Выбрать главу

Его провели к Негошу, правителю Черногории.

Очень высокий, почти на две головы выше остальных, стройный человек, черные кудри которого падали на плечи, был одет, как все черногорцы, но на шее у него висел большой крест: по обычаю страны, ее правитель непременно принимал сан священнослужителя.

Однако ни в манерах Негоша, ни в убранстве его комнат не было ничего, что напоминало бы об этом. Правда, комнаты — их было всего три — именовались кельями. Но стены украшали трофейные турецкие ятаганы. Рабочий стол Негоша был завален книгами. Здесь же лежали два пистолета и удивившие Ковалевского черногорские гусли, скорее похожие на домру, ио только с одной струной, звук из которой извлекался с помощью смычка.

Негош отвел гостю одну из келий. Правитель Черногории хорошо говорил по-русски. Ковалевский услышал от него, что страна бедна, зажата между враждебными Австрией и Турцией, что черногорцам нужны золото, свинец для пуль. И, как всегда, они обратились за помощью к России. Черногорцы еще при Петре Первом вместе с русскими сражались против турок. Вместе с русскими дрались против французов. Но теперь…

И Ковалевский услышал горькие слова: русский императорский двор прислушивается теперь больше к Вене, чем к Цетинье. Австрийцы чувствуют себя полными хозяевами в Которе — наверное, гость сам видел это. Но черногорцы не смирились, нет!

Когда горный капитан начал путешествия по маленькой стране, о которой тогда в Европе знали меньше, чем о Южной Америке, он не только искал руды, но и старался ближе узнать народ, рассеянный по неприступным орлиным гнездам. И на юге, у Скадарского озера, и на пустынном плато у местечка с многообещавшим названием Златица люди жили в бедности и вечной тревоге, чаще держа в руках ружье, чем мотыгу, — люди могучего духа, готовые умереть за родную страну. Он встречал их во всех уголках черногорской земли. «Все богатство черногорца в себе и на себе: в груди своей хранит он залог независимости, сокровище, за которое не пожалеет он царства небесного: на себе — все свое богатство, состоящее из оружия…»
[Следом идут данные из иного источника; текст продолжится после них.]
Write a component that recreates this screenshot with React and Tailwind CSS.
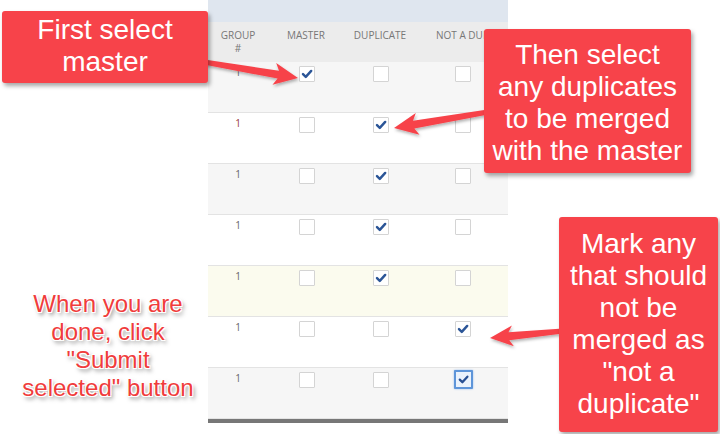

Первейшая добродетель черногорца — храбрость. Горе тому, в ком заподозрили боязливую душу! Позор пойдет по пятам его, даже если смалодушествовал он в чем-то мелком, пустяковом.

Однажды Ковалевский хотел было осторожно сползти с утеса. Но едва он наклонился, опираясь на камень руками, как услышал полный ужаса крик проводника:

— Что вы делаете? Подумают, что вы струсили!

В другой раз, переползая по двум тонким, качающимся жердям клокочущий поток, он услышал совет не глядеть ни вниз, ни вверх, ни вперед, ни назад.

— Так как же, зажмуриться, что ли?

— О, сохрани боже! — испугался проводник. — Вас назовут трусом. Надо глядеть весело, но ничего не видеть, ничего не слышать, ни о чем не думать.

Для проводника, казалось, не существовало ни стремнины, ни шаткости жердей. Легкими скачками он преодолел мост.

Ковалевскому рассказали о двух пленных черногорцах, которых хотели увезти в Париж. Но один разбил череп о стену темницы, а другой, чтобы избежать позора, уморил себя голодом, отказавшись от пищи. Горный капитан встречал вдов, которые в черной одежде, с обнаженной головой шли от села к селу, призывая отомстить за героев, павших от рук врага. Ему говорили, что две пятых черногорцев остаются мертвыми на полях боя, одна пятая погибает от ран и лишь немногие умирают от старости и болезней.

Ковалевский пересек всю страну, забирался в глухие ее уголки, однажды едва не сорвался в пропасть. Под Златицей его отряд обстреляли турки. Капитан наносил на карту причудливые извивы речек, спускался в темные провалы пещер, сумел достигнуть вершины снегоголового Кома. Ему удалось открыть железную руду. Но золото как бы ускользало от него; лишь однажды в промываемом песке блеснуло несколько крупинок.

Возвращаясь в Цетинье, Ковалевский рассказывал Негошу о своих впечатлениях. Обычно в глухую полночь они вместе бродили по окраинам города. И чем больше узнавал Ковалевский правителя Черногории, тем сильнее привязывался к нему.

Негош был одним из образованнейших людей своего времени.

— Художник избрал бы его для изображения Геркулеса, а философ — путеводителем в своей жизни, — так рассказывал потом о своем друге Ковалевский.

Слава великого поэта еще не пришла тогда к Негошу, и в созданной им типографии был отпечатан лишь сборник его ранних стихотворений. Кабинет правителя украшали два портрета — Байрона и Петра Первого. Но поэзия тогда занимала Негоша куда меньше, чем государственные дела.